Pajama-clad flyers aren't the only aspect of the party's platform that appears to have stepped through the looking glass. For example, the NLP maintains parts of the human brain have a one-on-one relationship with the other planets in the solar system. Understanding these astrological connections is the key to lasting health, they say.

Critics like Randi say the group is more religious movement than political party. Deans insists NLP is not a religion or a spiritual movement. In fact, he said, practitioners of many faiths have joined the party.

"We are not part of the transcendental meditation group," he said. Nevertheless, there are discernible links between the spiritual transcendental meditation movement and the NLP.

The NLP is, in effect, the political wing of the movement founded by Maharishi Mahesh Yogi, the guru the Beatles once followed to India. The Maharishi founded the Maharishi University of Management in Iowa to teach the meditation and its related philosophies. It was at this school that the NLP was born, said Markovsky.

Deans, who has a PhD in experimental space science from York University, teaches at the Maharishi school, home to about 1,000 students. Deans says the NLP platform is based on the Maharishi's teachings.

"We recommend these programs because they are proven to work," he says, while maintaining the Maharishi does not control the party. "In any case, transcendental meditation isn't a religion ... it's a mental technique."

While the party has yet to become a political force in any of the 80 countries where it exists, Randi says a close eye should be kept on it. "I don't think you need to worry about them from a political point of view, but from a philosophical standpoint. They are becoming more and more like the Church of Scientology every day.

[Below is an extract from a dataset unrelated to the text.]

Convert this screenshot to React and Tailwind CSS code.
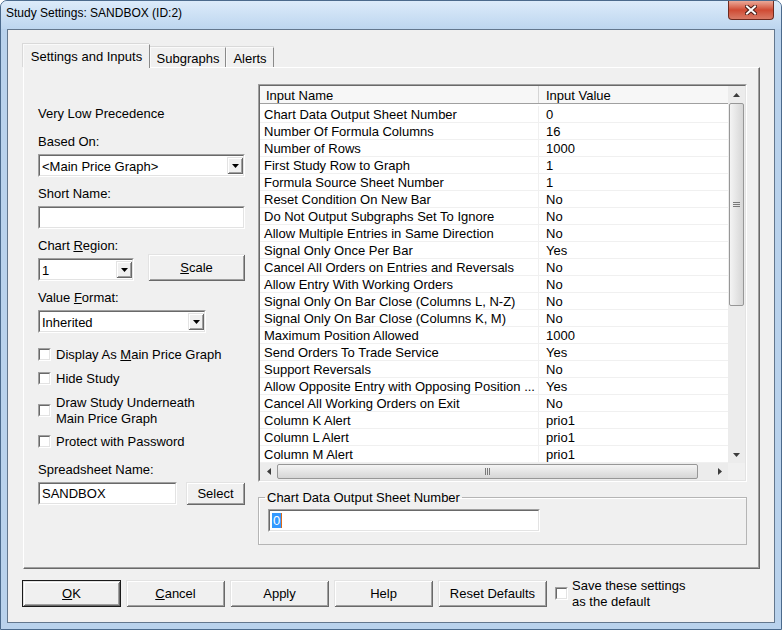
import React from "react";

const raised =
  "bg-[#f0f0f0] shadow-[inset_1px_1px_0_#e3e3e3,inset_-1px_-1px_0_#696969,inset_2px_2px_0_#ffffff,inset_-2px_-2px_0_#a0a0a0]";

const rows = [
  ["Chart Data Output Sheet Number", "0"],
  ["Number Of Formula Columns", "16"],
  ["Number of Rows", "1000"],
  ["First Study Row to Graph", "1"],
  ["Formula Source Sheet Number", "1"],
  ["Reset Condition On New Bar", "No"],
  ["Do Not Output Subgraphs Set To Ignore", "No"],
  ["Allow Multiple Entries in Same Direction", "No"],
  ["Signal Only Once Per Bar", "Yes"],
  ["Cancel All Orders on Entries and Reversals", "No"],
  ["Allow Entry With Working Orders", "No"],
  ["Signal Only On Bar Close (Columns L, N-Z)", "No"],
  ["Signal Only On Bar Close (Columns K, M)", "No"],
  ["Maximum Position Allowed", "1000"],
  ["Send Orders To Trade Service", "Yes"],
  ["Support Reversals", "No"],
  ["Allow Opposite Entry with Opposing Position ...", "Yes"],
  ["Cancel All Working Orders on Exit", "No"],
  ["Column K Alert", "prio1"],
  ["Column L Alert", "prio1"],
  ["Column M Alert", "prio1"],
];

function Sunken({ className = "", inner = "", children }) {
  return (
    <div className={`border border-t-[#a0a0a0] border-l-[#a0a0a0] border-r-white border-b-white ${className}`}>
      <div className={`h-full border border-t-[#696969] border-l-[#696969] border-r-[#e3e3e3] border-b-[#e3e3e3] bg-white ${inner}`}>
        {children}
      </div>
    </div>
  );
}

function Tri({ dir = "down", color = "#000" }) {
  const d = {
    down: "M0 0h7L3.5 4z",
    up: "M0 4h7L3.5 0z",
    left: "M4 0v7L0 3.5z",
    right: "M0 0v7L4 3.5z",
  }[dir];
  const vert = dir === "down" || dir === "up";
  return (
    <svg width={vert ? 7 : 4} height={vert ? 4 : 7} viewBox={vert ? "0 0 7 4" : "0 0 4 7"}>
      <path d={d} fill={color} />
    </svg>
  );
}

function Select({ value, className }) {
  return (
    <Sunken className={`h-[23px] ${className}`} inner="flex items-center">
      <span className="flex-1 pl-[2px] pt-[1px] leading-[17px]">{value}</span>
      <div className={`${raised} flex h-[17px] w-[16px] items-center justify-center`}>
        <Tri />
      </div>
    </Sunken>
  );
}

function Button({ children, className = "" }) {
  return (
    <div className={`${raised} flex items-center justify-center ${className}`}>
      {children}
    </div>
  );
}

function Check({ children }) {
  return (
    <div className="flex items-center">
      <Sunken className="h-[13px] w-[13px] shrink-0" />
      <div className="ml-[5px] pt-[1px] leading-[16px]">{children}</div>
    </div>
  );
}

function VScroll() {
  return (
    <div className="flex w-[17px] flex-col bg-[#ececec]">
      <div className="flex h-[17px] items-center justify-center">
        <Tri dir="up" color="#3c3c3c" />
      </div>
      <div className="mx-[1px] flex h-[203px] flex-col items-center justify-center gap-[1px] rounded-[2px] border border-[#979797] bg-gradient-to-r from-[#f4f4f4] to-[#d6d6d6]">
        <div className="h-px w-[7px] bg-[#7a7a7a]" />
        <div className="h-px w-[7px] bg-[#7a7a7a]" />
        <div className="h-px w-[7px] bg-[#7a7a7a]" />
      </div>
      <div className="flex-1" />
      <div className="flex h-[17px] items-center justify-center">
        <Tri dir="down" color="#3c3c3c" />
      </div>
    </div>
  );
}

function HScroll() {
  return (
    <div className="flex h-[17px] flex-1 bg-[#ececec]">
      <div className="flex w-[17px] items-center justify-center">
        <Tri dir="left" color="#3c3c3c" />
      </div>
      <div className="my-[1px] flex w-[421px] items-center justify-center gap-[1px] rounded-[2px] border border-[#979797] bg-gradient-to-b from-[#f4f4f4] to-[#d6d6d6]">
        <div className="h-[7px] w-px bg-[#7a7a7a]" />
        <div className="h-[7px] w-px bg-[#7a7a7a]" />
        <div className="h-[7px] w-px bg-[#7a7a7a]" />
      </div>
      <div className="flex-1" />
      <div className="flex w-[17px] items-center justify-center">
        <Tri dir="right" color="#3c3c3c" />
      </div>
    </div>
  );
}

export default function App() {
  return (
    <div className="h-[630px] w-[782px] bg-white font-[Liberation_Sans,Arial,sans-serif] text-[13px] text-black">
      <div className="flex h-full flex-col rounded-t-[7px] border border-[#4b6a8c] bg-[#b9d2ec]">
        {/* title bar */}
        <div className="flex h-[28px] items-start justify-between rounded-t-[6px] bg-gradient-to-b from-[#dcebfa] to-[#bdd6ef] pl-[5px] pr-[7px]">
          <span className="pt-[4px] text-[12px] leading-[16px]">Study Settings: SANDBOX (ID:2)</span>
          <div className="flex h-[19px] w-[46px] items-center justify-center rounded-b-[4px] border border-t-0 border-[#6e2a1f] bg-gradient-to-b from-[#eaa898] via-[#cf4a33] to-[#d87a66]">
            <svg width="12" height="10" viewBox="0 0 12 10">
              <path d="M2 1.5l8 7M10 1.5l-8 7" stroke="#4a1d16" strokeWidth="4" strokeLinecap="square" />
              <path d="M2 1.5l8 7M10 1.5l-8 7" stroke="#ffffff" strokeWidth="2" strokeLinecap="square" />
            </svg>
          </div>
        </div>

        {/* client area */}
        <div className="mx-[6px] mb-[6px] flex-1 border border-[#63778d] bg-[#f0f0f0] pl-[15px] pt-[14px]">
          <div className="flex h-[23px] items-end">
            <div className="relative z-10 -mb-px flex h-[24px] w-[127px] items-center justify-center border border-b-0 border-t-[#fafafa] border-l-[#fafafa] border-r-[#8a8a8a] bg-[#f0f0f0] pt-[1px] shadow-[-1px_-1px_0_#d9d9d9]">
              Settings and Inputs
            </div>
            <div className="flex h-[20px] w-[76px] items-center justify-center border border-b-0 border-t-[#fafafa] border-l-[#fafafa] border-r-[#8a8a8a] pt-[2px] shadow-[0_-1px_0_#d9d9d9]">
              Subgraphs
            </div>
            <div className="flex h-[20px] w-[48px] items-center justify-center border border-b-0 border-t-[#fafafa] border-l-[#fafafa] border-r-[#8a8a8a] pt-[2px] shadow-[0_-1px_0_#d9d9d9]">
              Alerts
            </div>
          </div>

          <div className="flex h-[502px] w-[737px] items-start border border-t-white border-l-white border-r-[#696969] border-b-[#696969] pl-[14px] pt-[16px] shadow-[inset_-1px_-1px_0_#a0a0a0]">
            {/* left column */}
            <div className="mt-[21px] flex w-[207px] flex-col">
              <div className="pt-[1px] leading-[16px]">Very Low Precedence</div>
              <div className="mt-[11px] pt-[1px] leading-[16px]">Based On:</div>
              <Select value="<Main Price Graph>" className="mt-[4px] w-[207px]" />
              <div className="mt-[8px] pt-[1px] leading-[16px]">Short Name:</div>
              <Sunken className="mt-[4px] h-[23px] w-[207px]" />
              <div className="mt-[8px] pt-[1px] leading-[16px]">
                Chart <u>R</u>egion:
              </div>
              <div className="flex h-[27px] items-end justify-between">
                <Select value="1" className="w-[96px]" />
                <Button className="h-[27px] w-[97px] pt-[1px]">
                  <span>
                    <u>S</u>cale
                  </span>
                </Button>
              </div>
              <div className="mt-[8px] pt-[1px] leading-[16px]">
                Value <u>F</u>ormat:
              </div>
              <Select value="Inherited" className="mt-[4px] w-[168px]" />
              <div className="mt-[13px]">
                <Check>
                  Display As <u>M</u>ain Price Graph
                </Check>
              </div>
              <div className="mt-[7px]">
                <Check>Hide Study</Check>
              </div>
              <div className="mt-[7px]">
                <Check>
                  Draw Study Underneath
                  <br />
                  Main Price Graph
                </Check>
              </div>
              <div className="mt-[6px]">
                <Check>Protect with Password</Check>
              </div>
              <div className="mt-[11px] pt-[1px] leading-[16px]">Spreadsheet Name:</div>
              <div className="mt-[4px] flex justify-between">
                <Sunken className="h-[23px] w-[139px]" inner="flex items-center pl-[2px] pt-[1px]">
                  SANDBOX
                </Sunken>
                <Button className="h-[23px] w-[59px] pt-[1px]">Select</Button>
              </div>
            </div>

            {/* right column */}
            <div className="ml-[13px] flex w-[489px] flex-col">
              <Sunken className="h-[398px]" inner="flex flex-col">
                <div className="flex">
                  <div className="w-[468px]">
                    <div className="flex h-[18px] border-b border-[#a0a0a0] bg-[#f7f7f7] leading-[19px]">
                      <div className="w-[279px] border-r border-[#d5d5d5] pl-[6px]">Input Name</div>
                      <div className="flex-1 pl-[7px]">Input Value</div>
                    </div>
                    <div className="pt-[2px]">
                      {rows.map(([name, value]) => (
                        <div key={name} className="flex h-[17px] border-b border-[#f0f0f0] leading-[18px]">
                          <div className="w-[279px] truncate border-r border-[#f0f0f0] pl-[4px]">{name}</div>
                          <div className="flex-1 pl-[7px]">{value}</div>
                        </div>
                      ))}
                    </div>
                  </div>
                  <VScroll />
                </div>
                <div className="flex">
                  <HScroll />
                  <div className="h-[17px] w-[17px] bg-[#f0f0f0]" />
                </div>
              </Sunken>

              <fieldset className="mt-[7px] h-[56px] border border-[#b5b5b5] p-0 shadow-[inset_1px_1px_0_#ffffff]">
                <legend className="ml-[6px] px-[2px] pt-[1px] leading-[16px]">Chart Data Output Sheet Number</legend>
                <div className="pl-[9px] pt-[3px]">
                  <Sunken className="h-[23px] w-[272px]" inner="flex items-center pl-[2px]">
                    <span className="bg-[#3399ff] px-[1px] leading-[15px] text-white">0</span>
                    <span className="h-[15px] w-px bg-[#d86a1c]" />
                  </Sunken>
                </div>
              </fieldset>
            </div>
          </div>

          {/* bottom buttons */}
          <div className="ml-[-1px] mt-[11px] flex h-[27px] items-center">
            <div className="h-[27px] w-[99px] border border-[#1a1a1a]">
              <Button className="h-full w-full">
                <span>
                  <u>O</u>K
                </span>
              </Button>
            </div>
            <Button className="ml-[5px] h-[27px] w-[99px]">
              <span>
                <u>C</u>ancel
              </span>
            </Button>
            <Button className="ml-[5px] h-[27px] w-[99px]">Apply</Button>
            <Button className="ml-[5px] h-[27px] w-[99px]">Help</Button>
            <Button className="ml-[5px] h-[27px] w-[109px]">Reset Defaults</Button>
            <div className="ml-[8px] flex items-center">
              <Sunken className="h-[13px] w-[13px] shrink-0" />
              <div className="ml-[4px] leading-[16px]">
                Save these settings
                <br />
                as the default
              </div>
            </div>
          </div>
        </div>
      </div>
    </div>
  );
}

"Look what happened there -- they started out on the fringes and became a powerful organization," he said. Deans said because Randi is not a scientist, he is no position to criticize the NLP. "He is ignoring 600 studies. He is a nice guy, entitled to his opinion, but he doesn't understand the science behind it," he said.

As for why, if the NLP methods are so well-supported scientifically, the scientific community hasn't picked up on them, Deans said: "Look what they did to Galileo."